Congratulations to Mohammad Ashhad, who successfully defended his Master’s thesis “Machine Learning Methods for Survival Analysis: From Outcome-Conditioned Data Synthesis to Decoupled Ranking and Calibration” on 3 May 2026 in KAUST’s Bioengineering Program. Mohammad will now continue in the group as a PhD student in the Computer Science Program.

The thesis tackles two persistent obstacles to building accurate, generalizable survival models from biomedical data: the scarcity of shareable training data, and the trade-off between expressiveness and robustness that classical and deep-learning survival models all run into. Mohammad’s work develops two complementary contributions.

Outcome-conditioned synthesis of survival data

Existing tabular generative models struggle with survival data because they cannot reproduce the joint distribution of observed and censored event times. Mohammad reverses the conventional conditioning direction: rather than sampling covariates and then predicting event times, the method samples event times and censoring indicators directly from a one-dimensional Dirichlet Process Mixture Model, then generates covariates conditioned on these outcomes using any standard tabular generator (VAEs, GANs, diffusion models, or LLMs). The approach guarantees that synthetic event-time distributions match the real data and removes the need for survival-specific generators.
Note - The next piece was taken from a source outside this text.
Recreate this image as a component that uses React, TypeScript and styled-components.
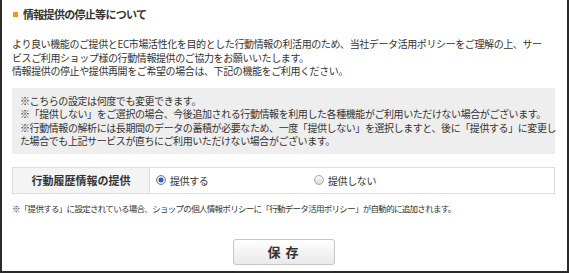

Evaluations on five real-world medical datasets show consistent gains in covariate fidelity, event-time distributions, and downstream-model performance.

GRAFT: Gated Residual Accelerated Failure Time models

The second contribution is GRAFT, a new survival model that decouples prognostic ranking from probability calibration. GRAFT combines a linear accelerated-failure-time (AFT) component with a non-linear residual network, using Stochastic Gates for automatic feature selection so the model stays robust in high-dimensional and noisy settings. Training optimizes a differentiable approximation of Spearman’s rank correlation, with censored observations imputed stochastically from local Kaplan–Meier estimators. A lightweight post-training step converts the learned prognostic scores into well-calibrated survival probabilities. Across six benchmark datasets GRAFT outperforms both classical and deep-learning baselines in discrimination and calibration, with stochastic gating providing the strongest robustness against irrelevant features.

Mohammad's PhD work in the Computer Science Program will continue the line of research connecting survival analysis with neuro-symbolic methods, including integrating ontology-derived background knowledge into prognostic models.